Copy each line exactly. Drop every picture.

===== Stored data

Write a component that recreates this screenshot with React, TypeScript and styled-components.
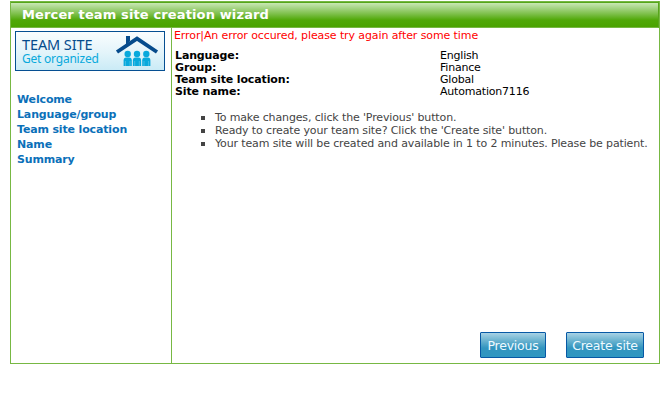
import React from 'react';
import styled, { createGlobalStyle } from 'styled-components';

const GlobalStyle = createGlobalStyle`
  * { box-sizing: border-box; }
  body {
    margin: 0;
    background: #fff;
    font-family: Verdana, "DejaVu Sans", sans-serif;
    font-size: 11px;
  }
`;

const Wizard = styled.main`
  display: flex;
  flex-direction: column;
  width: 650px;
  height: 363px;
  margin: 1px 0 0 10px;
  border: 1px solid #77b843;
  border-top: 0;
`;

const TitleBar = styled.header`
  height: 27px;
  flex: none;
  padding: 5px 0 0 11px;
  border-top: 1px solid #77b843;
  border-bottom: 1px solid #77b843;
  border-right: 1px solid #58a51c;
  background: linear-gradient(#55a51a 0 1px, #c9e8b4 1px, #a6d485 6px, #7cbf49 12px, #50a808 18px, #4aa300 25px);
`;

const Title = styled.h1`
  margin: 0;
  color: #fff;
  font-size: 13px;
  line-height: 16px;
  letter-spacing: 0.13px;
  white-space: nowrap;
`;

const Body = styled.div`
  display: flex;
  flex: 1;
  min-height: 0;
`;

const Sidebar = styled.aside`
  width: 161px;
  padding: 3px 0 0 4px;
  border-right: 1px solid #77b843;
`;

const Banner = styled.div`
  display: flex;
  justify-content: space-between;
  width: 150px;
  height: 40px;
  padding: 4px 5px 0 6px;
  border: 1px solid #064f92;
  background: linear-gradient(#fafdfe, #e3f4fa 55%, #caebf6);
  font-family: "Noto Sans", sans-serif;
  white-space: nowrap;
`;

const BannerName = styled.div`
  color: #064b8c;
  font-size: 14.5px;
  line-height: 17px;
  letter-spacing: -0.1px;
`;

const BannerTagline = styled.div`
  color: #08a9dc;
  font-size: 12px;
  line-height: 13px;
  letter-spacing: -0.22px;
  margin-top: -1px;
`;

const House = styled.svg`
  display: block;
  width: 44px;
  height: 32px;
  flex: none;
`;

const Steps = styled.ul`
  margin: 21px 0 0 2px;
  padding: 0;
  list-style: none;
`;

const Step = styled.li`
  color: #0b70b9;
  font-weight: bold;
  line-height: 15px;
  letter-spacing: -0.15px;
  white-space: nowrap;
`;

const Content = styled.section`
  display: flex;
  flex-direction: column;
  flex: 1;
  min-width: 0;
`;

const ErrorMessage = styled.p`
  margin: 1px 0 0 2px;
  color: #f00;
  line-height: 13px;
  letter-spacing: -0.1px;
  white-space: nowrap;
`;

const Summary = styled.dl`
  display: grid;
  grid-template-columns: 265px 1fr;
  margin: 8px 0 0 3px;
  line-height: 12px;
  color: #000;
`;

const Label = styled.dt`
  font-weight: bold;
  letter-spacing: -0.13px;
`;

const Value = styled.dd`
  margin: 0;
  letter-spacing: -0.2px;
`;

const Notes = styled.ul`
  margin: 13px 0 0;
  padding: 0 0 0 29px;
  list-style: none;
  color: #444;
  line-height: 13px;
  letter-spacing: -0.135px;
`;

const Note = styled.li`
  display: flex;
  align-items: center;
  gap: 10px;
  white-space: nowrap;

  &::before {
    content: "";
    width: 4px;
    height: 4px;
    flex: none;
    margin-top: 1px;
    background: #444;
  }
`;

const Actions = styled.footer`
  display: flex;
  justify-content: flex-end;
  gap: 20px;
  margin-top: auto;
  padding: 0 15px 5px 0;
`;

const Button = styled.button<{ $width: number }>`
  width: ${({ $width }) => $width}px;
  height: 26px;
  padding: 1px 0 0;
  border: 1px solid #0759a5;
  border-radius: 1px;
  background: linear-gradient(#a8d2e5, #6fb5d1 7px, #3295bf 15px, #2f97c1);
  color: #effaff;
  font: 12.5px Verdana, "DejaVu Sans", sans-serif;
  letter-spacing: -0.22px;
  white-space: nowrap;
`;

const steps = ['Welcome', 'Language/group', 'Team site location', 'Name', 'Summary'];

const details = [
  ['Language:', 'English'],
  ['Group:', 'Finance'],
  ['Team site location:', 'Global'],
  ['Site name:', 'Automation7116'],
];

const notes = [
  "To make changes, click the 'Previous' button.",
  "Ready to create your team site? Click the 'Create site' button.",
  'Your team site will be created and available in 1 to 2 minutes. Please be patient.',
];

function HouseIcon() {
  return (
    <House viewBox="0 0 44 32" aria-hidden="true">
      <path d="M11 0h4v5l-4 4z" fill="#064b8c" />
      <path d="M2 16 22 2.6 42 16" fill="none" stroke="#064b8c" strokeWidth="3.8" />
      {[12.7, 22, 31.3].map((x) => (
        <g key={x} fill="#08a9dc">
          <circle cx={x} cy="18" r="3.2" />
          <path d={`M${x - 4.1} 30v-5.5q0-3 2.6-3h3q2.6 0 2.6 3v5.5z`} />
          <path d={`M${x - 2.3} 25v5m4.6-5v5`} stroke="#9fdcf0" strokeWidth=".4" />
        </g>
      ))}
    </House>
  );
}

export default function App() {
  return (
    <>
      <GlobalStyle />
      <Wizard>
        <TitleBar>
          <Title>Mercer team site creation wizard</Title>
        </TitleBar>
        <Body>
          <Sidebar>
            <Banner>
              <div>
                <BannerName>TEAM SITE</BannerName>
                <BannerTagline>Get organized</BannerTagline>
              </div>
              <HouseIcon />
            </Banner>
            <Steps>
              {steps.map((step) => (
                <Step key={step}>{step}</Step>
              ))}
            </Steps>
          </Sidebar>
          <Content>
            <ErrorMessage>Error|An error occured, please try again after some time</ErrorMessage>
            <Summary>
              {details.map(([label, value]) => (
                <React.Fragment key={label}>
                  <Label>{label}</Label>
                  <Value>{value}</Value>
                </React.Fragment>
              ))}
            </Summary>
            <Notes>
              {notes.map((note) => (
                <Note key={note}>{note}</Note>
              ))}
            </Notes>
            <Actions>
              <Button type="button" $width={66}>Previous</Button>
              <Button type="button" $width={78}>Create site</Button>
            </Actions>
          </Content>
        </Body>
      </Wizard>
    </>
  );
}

==========

## Task answer
Write a component that recreates this screenshot with React, TypeScript and styled-components.
import React from 'react';
import styled, { createGlobalStyle } from 'styled-components';

const GlobalStyle = createGlobalStyle`
  * { box-sizing: border-box; }
  body {
    margin: 0;
    background: #fff;
    font-family: Verdana, "DejaVu Sans", sans-serif;
    font-size: 11px;
  }
`;

const Wizard = styled.main`
  display: flex;
  flex-direction: column;
  width: 650px;
  height: 363px;
  margin: 1px 0 0 10px;
  border: 1px solid #77b843;
  border-top: 0;
`;

const TitleBar = styled.header`
  height: 27px;
  flex: none;
  padding: 5px 0 0 11px;
  border-top: 1px solid #77b843;
  border-bottom: 1px solid #77b843;
  border-right: 1px solid #58a51c;
  background: linear-gradient(#55a51a 0 1px, #c9e8b4 1px, #a6d485 6px, #7cbf49 12px, #50a808 18px, #4aa300 25px);
`;

const Title = styled.h1`
  margin: 0;
  color: #fff;
  font-size: 13px;
  line-height: 16px;
  letter-spacing: 0.13px;
  white-space: nowrap;
`;

const Body = styled.div`
  display: flex;
  flex: 1;
  min-height: 0;
`;

const Sidebar = styled.aside`
  width: 161px;
  padding: 3px 0 0 4px;
  border-right: 1px solid #77b843;
`;

const Banner = styled.div`
  display: flex;
  justify-content: space-between;
  width: 150px;
  height: 40px;
  padding: 4px 5px 0 6px;
  border: 1px solid #064f92;
  background: linear-gradient(#fafdfe, #e3f4fa 55%, #caebf6);
  font-family: "Noto Sans", sans-serif;
  white-space: nowrap;
`;

const BannerName = styled.div`
  color: #064b8c;
  font-size: 14.5px;
  line-height: 17px;
  letter-spacing: -0.1px;
`;

const BannerTagline = styled.div`
  color: #08a9dc;
  font-size: 12px;
  line-height: 13px;
  letter-spacing: -0.22px;
  margin-top: -1px;
`;

const House = styled.svg`
  display: block;
  width: 44px;
  height: 32px;
  flex: none;
`;

const Steps = styled.ul`
  margin: 21px 0 0 2px;
  padding: 0;
  list-style: none;
`;

const Step = styled.li`
  color: #0b70b9;
  font-weight: bold;
  line-height: 15px;
  letter-spacing: -0.15px;
  white-space: nowrap;
`;

const Content = styled.section`
  display: flex;
  flex-direction: column;
  flex: 1;
  min-width: 0;
`;

const ErrorMessage = styled.p`
  margin: 1px 0 0 2px;
  color: #f00;
  line-height: 13px;
  letter-spacing: -0.1px;
  white-space: nowrap;
`;

const Summary = styled.dl`
  display: grid;
  grid-template-columns: 265px 1fr;
  margin: 8px 0 0 3px;
  line-height: 12px;
  color: #000;
`;

const Label = styled.dt`
  font-weight: bold;
  letter-spacing: -0.13px;
`;

const Value = styled.dd`
  margin: 0;
  letter-spacing: -0.2px;
`;

const Notes = styled.ul`
  margin: 13px 0 0;
  padding: 0 0 0 29px;
  list-style: none;
  color: #444;
  line-height: 13px;
  letter-spacing: -0.135px;
`;

const Note = styled.li`
  display: flex;
  align-items: center;
  gap: 10px;
  white-space: nowrap;

  &::before {
    content: "";
    width: 4px;
    height: 4px;
    flex: none;
    margin-top: 1px;
    background: #444;
  }
`;

const Actions = styled.footer`
  display: flex;
  justify-content: flex-end;
  gap: 20px;
  margin-top: auto;
  padding: 0 15px 5px 0;
`;

const Button = styled.button<{ $width: number }>`
  width: ${({ $width }) => $width}px;
  height: 26px;
  padding: 1px 0 0;
  border: 1px solid #0759a5;
  border-radius: 1px;
  background: linear-gradient(#a8d2e5, #6fb5d1 7px, #3295bf 15px, #2f97c1);
  color: #effaff;
  font: 12.5px Verdana, "DejaVu Sans", sans-serif;
  letter-spacing: -0.22px;
  white-space: nowrap;
`;

const steps = ['Welcome', 'Language/group', 'Team site location', 'Name', 'Summary'];

const details = [
  ['Language:', 'English'],
  ['Group:', 'Finance'],
  ['Team site location:', 'Global'],
  ['Site name:', 'Automation7116'],
];

const notes = [
  "To make changes, click the 'Previous' button.",
  "Ready to create your team site? Click the 'Create site' button.",
  'Your team site will be created and available in 1 to 2 minutes. Please be patient.',
];

function HouseIcon() {
  return (
    <House viewBox="0 0 44 32" aria-hidden="true">
      <path d="M11 0h4v5l-4 4z" fill="#064b8c" />
      <path d="M2 16 22 2.6 42 16" fill="none" stroke="#064b8c" strokeWidth="3.8" />
      {[12.7, 22, 31.3].map((x) => (
        <g key={x} fill="#08a9dc">
          <circle cx={x} cy="18" r="3.2" />
          <path d={`M${x - 4.1} 30v-5.5q0-3 2.6-3h3q2.6 0 2.6 3v5.5z`} />
          <path d={`M${x - 2.3} 25v5m4.6-5v5`} stroke="#9fdcf0" strokeWidth=".4" />
        </g>
      ))}
    </House>
  );
}

export default function App() {
  return (
    <>
      <GlobalStyle />
      <Wizard>
        <TitleBar>
          <Title>Mercer team site creation wizard</Title>
        </TitleBar>
        <Body>
          <Sidebar>
            <Banner>
              <div>
                <BannerName>TEAM SITE</BannerName>
                <BannerTagline>Get organized</BannerTagline>
              </div>
              <HouseIcon />
            </Banner>
            <Steps>
              {steps.map((step) => (
                <Step key={step}>{step}</Step>
              ))}
            </Steps>
          </Sidebar>
          <Content>
            <ErrorMessage>Error|An error occured, please try again after some time</ErrorMessage>
            <Summary>
              {details.map(([label, value]) => (
                <React.Fragment key={label}>
                  <Label>{label}</Label>
                  <Value>{value}</Value>
                </React.Fragment>
              ))}
            </Summary>
            <Notes>
              {notes.map((note) => (
                <Note key={note}>{note}</Note>
              ))}
            </Notes>
            <Actions>
              <Button type="button" $width={66}>Previous</Button>
              <Button type="button" $width={78}>Create site</Button>
            </Actions>
          </Content>
        </Body>
      </Wizard>
    </>
  );
}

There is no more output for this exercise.